## Objective:
Identify the lines that include the word "React", then copy all of them.
--- START OF Data excerpt ---
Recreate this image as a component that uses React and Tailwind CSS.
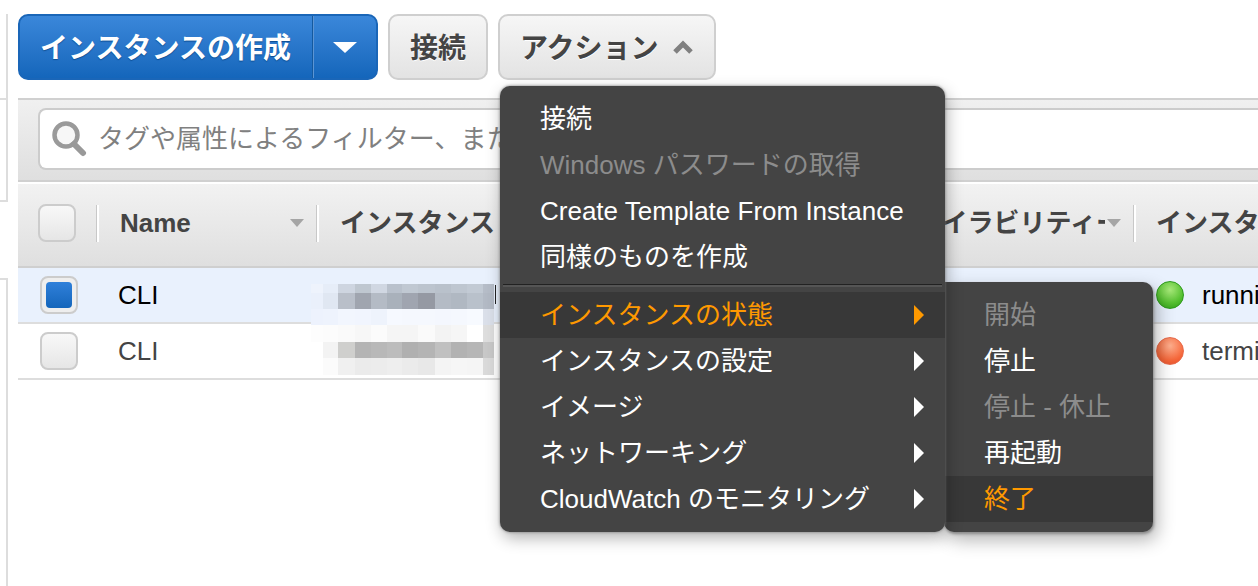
import React from 'react';

const font = { fontFamily: '"Liberation Sans", "Noto Sans CJK JP", sans-serif' };

// mosaic over the instance ids: column widths, row heights and grey values per cell
const mosaicCols = [12, 15, 17, 16, 16, 15, 16, 17, 16, 16, 16, 11];
const mosaicRows = [
  { h: 9, cells: ['#eef3fc', '#e6edf8', '#ced5e0', '#bfc7d0', '#d0d7e2', '#b9c1cc', '#c0c8d2', '#bcc4ce', '#b9c1cb', '#bec6d0', '#c2cad4', '#b6bdc8'] },
  { h: 16, cells: ['#eaf0fb', '#e0e7f2', '#b9bfc9', '#a0a5af', '#b4bbc5', '#a9b1bb', '#a0a5b0', '#9599a3', '#b4bbc5', '#b0b8c2', '#b9c1cb', '#b3bac5'] },
  { h: 16, cells: ['#edf2fd', '#eef3fd', '#f2f6fe', '#f1f5fe', '#eef3fc', '#f6f9ff', '#f5f8fe', '#f5f8fe', '#f4f7fe', '#f5f8fe', '#f7faff', '#dbe0ea'] },
  { h: 17, cells: ['#fdfdfd', '#fcfcfc', '#fafafa', '#f7f7f7', '#fbfbfb', '#f5f5f5', '#f5f5f5', '#fafafa', '#f3f3f3', '#f6f6f6', '#ffffff', '#dedede'] },
  { h: 16, cells: ['#ffffff', '#f3f3f3', '#cfcfcd', '#b4b4b4', '#b8b8b8', '#bcbcbc', '#b0b0b0', '#b4b4b4', '#c0c0c0', '#b2b2b2', '#b6b6b6', '#c8c8c8'] },
  { h: 17, cells: ['#ffffff', '#fbfbfb', '#f0f0f0', '#ebebeb', '#ececec', '#eeeeee', '#ebebeb', '#e8e8e8', '#f4f4f4', '#f6f6f6', '#f5f5f5', '#dadada'] },
];

function HeaderSep() {
  return <span className="block h-[37px] w-[3px] shrink-0 border-l border-[#c8c8c8] bg-white" />;
}

function Caret() {
  return <span className="block h-0 w-0 shrink-0 border-x-[7px] border-t-[8px] border-x-transparent border-t-[#a5a5a5]" />;
}

function MenuItem({ label, state, arrow }) {
  const color = state === 'active' ? 'text-[#ff9900]' : state === 'disabled' ? 'text-[#8c8c8c]' : 'text-white';
  return (
    <div className={`flex h-[46px] items-center justify-between pl-10 pr-[21px] text-[26px] whitespace-nowrap ${color} ${state === 'active' ? 'bg-[#383838]' : ''}`}>
      <span>{label}</span>
      {arrow && (
        <span className={`h-0 w-0 border-y-[10px] border-l-[10px] border-y-transparent ${state === 'active' ? 'border-l-[#ff9900]' : 'border-l-white'}`} />
      )}
    </div>
  );
}

export default function App() {
  return (
    <div className="relative h-[586px] w-[1258px] overflow-hidden bg-white" style={font}>
      {/* cut-off side panel */}
      <div className="absolute left-0 top-[14px] h-[86px] w-[8px] border-r-2 border-b-2 border-[#dddddd]" />
      <div className="absolute left-0 top-[100px] h-[102px] w-[8px] border-r-2 border-b-2 border-[#dddddd]" />
      <div className="absolute left-0 top-[278px] h-[308px] w-[8px] border-r-2 border-t-2 border-[#dddddd]" />

      <div className="pl-[18px] pt-[14px]">
        {/* toolbar */}
        <div className="flex h-[66px] gap-[10px]">
          <div className="flex w-[360px] rounded-[10px] border-2 border-[#1a66b8] bg-gradient-to-b from-[#3a87da] to-[#1466bb] text-white">
            <div className="flex w-[292px] items-center pl-[20px] pt-1 text-[28px] font-bold whitespace-nowrap [text-shadow:0_1px_1px_#0b4c91]">インスタンスの作成</div>
            <span className="w-[2px] border-l border-[#14599f] bg-[#5c95d4]" />
            <div className="flex flex-1 items-center justify-center pr-[1px]">
              <span className="h-0 w-0 border-x-[12px] border-t-[11px] border-x-transparent border-t-white" />
            </div>
          </div>
          <div className="flex w-[100px] items-center justify-center rounded-[10px] border-2 border-[#cfcfcf] bg-gradient-to-b from-[#f6f6f6] to-[#e3e3e3] pt-1 text-[28px] font-bold text-[#444444] [text-shadow:0_1px_0_#ffffff]">接続</div>
          <div className="flex w-[218px] items-center gap-[14px] rounded-[10px] border-2 border-[#cfcfcf] bg-gradient-to-b from-[#f6f6f6] to-[#e3e3e3] pl-[20px] pt-1 text-[28px] font-bold whitespace-nowrap text-[#444444] [text-shadow:0_1px_0_#ffffff]">
            アクション
            <svg className="mb-1" width="20" height="14" viewBox="0 0 20 14"><path d="M2 12 L10 4 L18 12" fill="none" stroke="#808080" strokeWidth="5" /></svg>
          </div>
        </div>

        {/* filter band */}
        <div className="mt-[18px] h-[84px] border-y-2 border-[#d0d0d0] bg-gradient-to-b from-[#f0f0f0] to-[#dfdfdf] pl-5 pt-2">
          <div className="flex h-[62px] items-center gap-[11px] overflow-hidden rounded-l-[8px] border-2 border-r-0 border-[#cccccc] bg-white pl-[11px] text-[26px] whitespace-nowrap text-[#808080]">
            <svg className="shrink-0" width="36" height="38" viewBox="0 0 36 38">
              <circle cx="15" cy="15" r="11.5" fill="#f7f7f7" stroke="#9a9a9a" strokeWidth="4.5" />
              <path d="M23 24 L32 33" stroke="#999999" strokeWidth="6" strokeLinecap="round" />
            </svg>
            タグや属性によるフィルター、またはキーワードによる検索
          </div>
        </div>

        {/* table */}
        <div className="mt-[2px] text-[26px]">
          <div className="flex h-[84px] items-center border-b-2 border-[#cfcfcf] bg-gradient-to-b from-[#f2f2f2] to-[#dfdfdf] pb-1 font-bold text-[#444444]">
            <div className="flex w-[82px] shrink-0 items-center">
              <span className="ml-5 h-[38px] w-[38px] rounded-[8px] border-2 border-[#cccccc] bg-gradient-to-b from-[#f8f8f8] to-[#e6e6e6]" />
              <span className="ml-[20px]"><HeaderSep /></span>
            </div>
            <div className="flex w-[219px] shrink-0 items-center justify-between pl-[20px]">
              <span>Name</span>
              <span className="flex items-center gap-[12px]"><Caret /><HeaderSep /></span>
            </div>
            <div className="w-[571px] shrink-0 pl-[21px] whitespace-nowrap">インスタンス ID</div>
            <div className="flex w-[246px] shrink-0 items-center">
              <span className="w-[215px] shrink-0 overflow-hidden whitespace-nowrap">アベイラビリティーゾーン</span>
              <span className="ml-[2px]"><Caret /></span>
              <span className="ml-[12px]"><HeaderSep /></span>
            </div>
            <div className="flex-1 pl-[20px] whitespace-nowrap">インスタンスの状態</div>
          </div>

          <div className="flex h-[56px] items-center border-b-2 border-[#dddddd] bg-[#e9f1fd] text-black">
            <div className="w-[80px] shrink-0 pl-[22px]">
              <span className="flex h-[38px] w-[38px] items-center justify-center rounded-[8px] border-2 border-[#cccccc] bg-[#eeeeee]">
                <span className="h-[26px] w-[26px] rounded-[4px] bg-gradient-to-b from-[#2f80da] to-[#1466bb]" />
              </span>
            </div>
            <div className="w-[1058px] shrink-0 pl-[20px]">CLI</div>
            <div className="flex items-center gap-[18px] whitespace-nowrap">
              <span className="h-[28px] w-[28px] shrink-0 rounded-full border border-[#2d9a1c] bg-[radial-gradient(circle_at_50%_30%,#a8e87a,#55c030_60%,#2a9a15)]" />
              running
            </div>
          </div>
          <div className="flex h-[56px] items-center border-b-2 border-[#dddddd] bg-white text-[#444444]">
            <div className="w-[80px] shrink-0 pl-[22px]">
              <span className="block h-[38px] w-[38px] rounded-[8px] border-2 border-[#cccccc] bg-gradient-to-b from-[#f8f8f8] to-[#e6e6e6]" />
            </div>
            <div className="w-[1058px] shrink-0 pl-[20px]">CLI</div>
            <div className="flex items-center gap-[18px] whitespace-nowrap">
              <span className="h-[28px] w-[28px] shrink-0 rounded-full border border-[#e86a4a] bg-[radial-gradient(circle_at_50%_30%,#ffb08f,#f5673a_65%,#e24a26)]" />
              terminated
            </div>
          </div>
        </div>
      </div>

      {/* blurred instance ids */}
      <div className="absolute left-[311px] top-[284px]">
        {mosaicRows.map((row, r) => (
          <div key={r} className="flex">
            {row.cells.map((c, i) => (
              <span key={i} style={{ width: mosaicCols[i], height: row.h, background: c }} />
            ))}
          </div>
        ))}
      </div>
      <span className="absolute left-[495px] top-[285px] h-[19px] w-[1px] bg-[#222222]" />

      {/* sub menu */}
      <div className="absolute left-[944px] top-[282px] w-[209px] rounded-[10px] rounded-tl-none bg-[#444444] py-[10px] shadow-[1px_2px_3px_#8a8a8a,4px_8px_18px_rgba(0,0,0,0.3)]">
        <MenuItem label="開始" state="disabled" />
        <MenuItem label="停止" />
        <MenuItem label="停止 - 休止" state="disabled" />
        <MenuItem label="再起動" />
        <MenuItem label="終了" state="active" />
      </div>

      {/* actions menu */}
      <div className="absolute left-[500px] top-[86px] w-[445px] rounded-[10px] bg-[#444444] py-[10px] shadow-[0_0_3px_#777777,2px_6px_16px_rgba(0,0,0,0.3)]">
        <MenuItem label="接続" />
        <MenuItem label="Windows パスワードの取得" state="disabled" />
        <MenuItem label="Create Template From Instance" />
        <MenuItem label="同様のものを作成" />
        <div className="mx-[3px] mb-[5px] mt-[4px] h-[3px] border-t border-[#222222] bg-[#555555]" />
        <MenuItem label="インスタンスの状態" state="active" arrow />
        <MenuItem label="インスタンスの設定" arrow />
        <MenuItem label="イメージ" arrow />
        <MenuItem label="ネットワーキング" arrow />
        <MenuItem label="CloudWatch のモニタリング" arrow />
      </div>
    </div>
  );
}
--- END OF Data excerpt ---
## Correct result:
Recreate this image as a component that uses React and Tailwind CSS.
import React from 'react';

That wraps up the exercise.